Investing in dividend stocks after recent dividend increases can be one of the best movies for Canadian investors. These companies have showcased resilience, robust performance, and shareholder commitment, making them ideal picks for Canadians looking to grow wealth through both capital appreciation and consistent income. So, let’s look at three top-tier options that just gave investors a boost.
Royal Bank
Royal Bank of Canada (TSX:RY), the largest bank in the country, is a pillar of stability. Its recent earnings revealed a strong revenue base of $56.51 billion, highlighting a robust profit margin of 28.67%. The bank’s dividend was recently increased to $5.68 per share, showcasing its dedication to returning value to shareholders.
Over the past five years, RY has delivered a return of over 108%, outpacing the broader S&P/TSX Composite index. With the financial sector poised for continued growth, RY’s forward-thinking digital banking strategies and global expansion efforts promise sustained returns.
Canadian Tire
Canadian Tire (TSX:CTC.A), the quintessential Canadian retailer, recently hiked its dividend to $7.10 per share, continuing its legacy of rewarding investors. Despite the pressures of a competitive retail environment, Canadian Tire has maintained a solid profit margin of nearly 4%, supported by $16.29 billion in annual revenue.

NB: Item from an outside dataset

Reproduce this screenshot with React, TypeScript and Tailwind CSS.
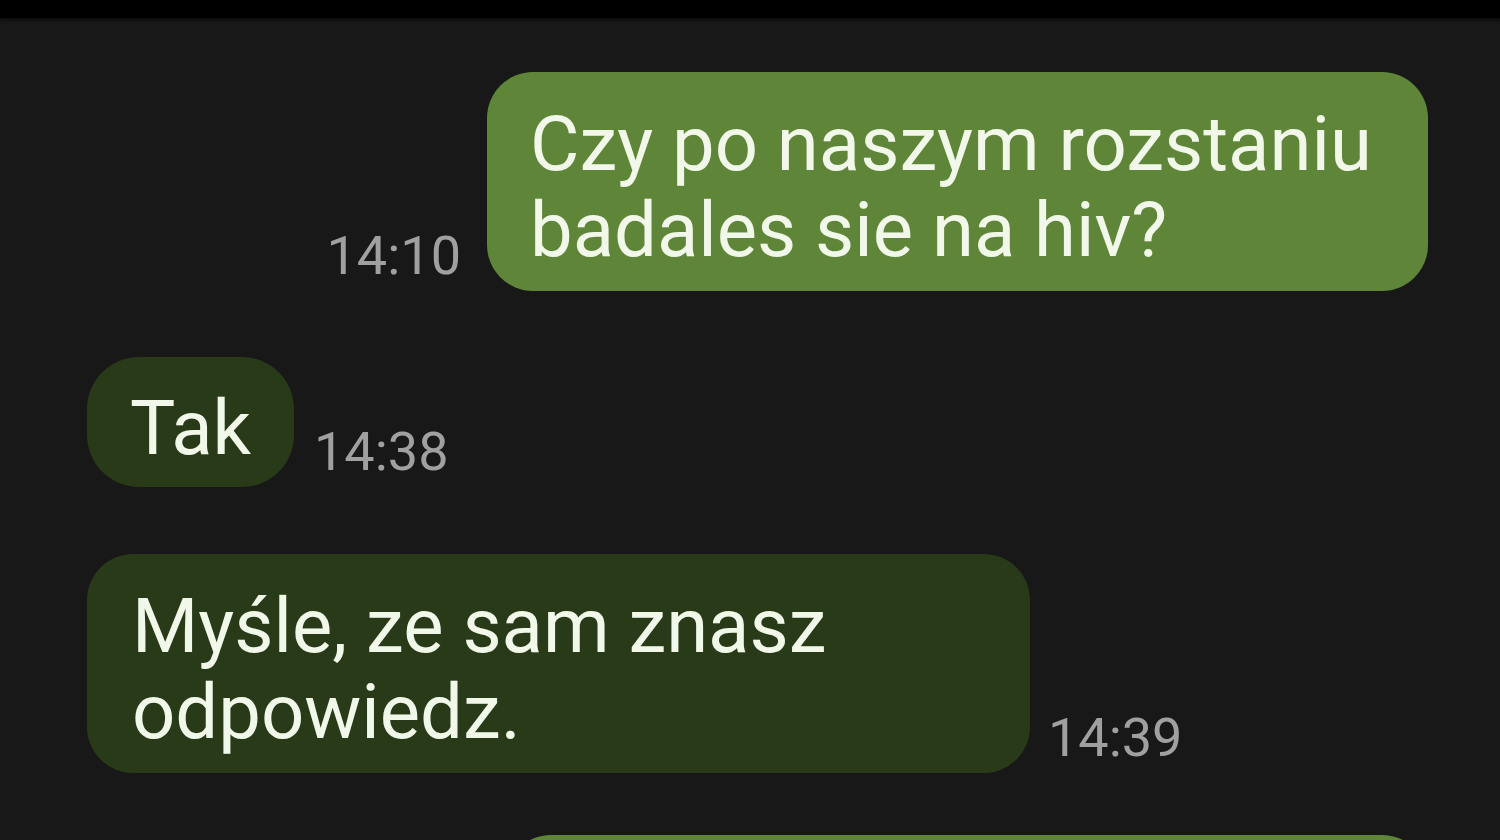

Over the past year, the Canadian stock has delivered a return of nearly 16%, and its five-year return of 28% reflects its consistent performance. With initiatives focusing on e-commerce growth and loyalty programs like Triangle Rewards, Canadian Tire is adapting to modern retail dynamics while safeguarding its core operations.
Canadian Natural
Meanwhile, Canadian Natural Resources (TSX:CNQ) offers an enticing combination of high yields and growth potential. With a dividend yield of 4.75%, thanks to its latest increase to $2.14 annually, CNQ continues to appeal to income-focused investors.
Its financials reveal impressive profitability, with a return on equity of 19.1% and net income exceeding $7.5 billion. Over the past five years, CNQ has achieved a staggering return of nearly 196%, supported by its low-cost oil sands operations and diversified energy portfolio. As global energy demand rises, CNQ’s strategic position ensures it remains a key player.
Looking ahead
The broader context for these companies is equally promising. Canada’s financial, retail, and energy sectors are cornerstones of the national economy. RY benefits from a stable regulatory environment and a well-capitalized banking system, ensuring resilience against economic shocks. Canadian Tire’s brand loyalty and diversification into areas like financial services create additional growth avenues. Meanwhile, CNQ’s investments in sustainability and technological advancements position it as a forward-thinking energy leader.
The future outlook for these companies is bright. RY is leveraging artificial intelligence (AI) to improve customer experiences and enhance operational efficiency. Meanwhile, Canadian Tire’s recent acquisitions and focus on high-margin categories ensure it stays competitive. CNQ’s capital discipline and emphasis on shareholder returns underline its commitment to financial stability and growth.
Dividend stocks like these also offer protection against inflation. The regular income stream can offset rising costs, while potential stock price appreciation adds to the overall return. For Canadian investors, holding these stocks in tax-advantaged accounts like Tax-Free Savings Accounts and Registered Retirement Savings Plans amplifies their benefits as dividends and capital gains grow tax-free.
Bottom line
The recent dividend increases by RY, CTC.A, and CNQ underscore financial health and growth potential. They are not just strong choices for income seekers but also for investors looking for long-term capital appreciation. Whether you’re planning for retirement or building a portfolio for steady income, these Canadian stocks deserve a spot in your investment strategy.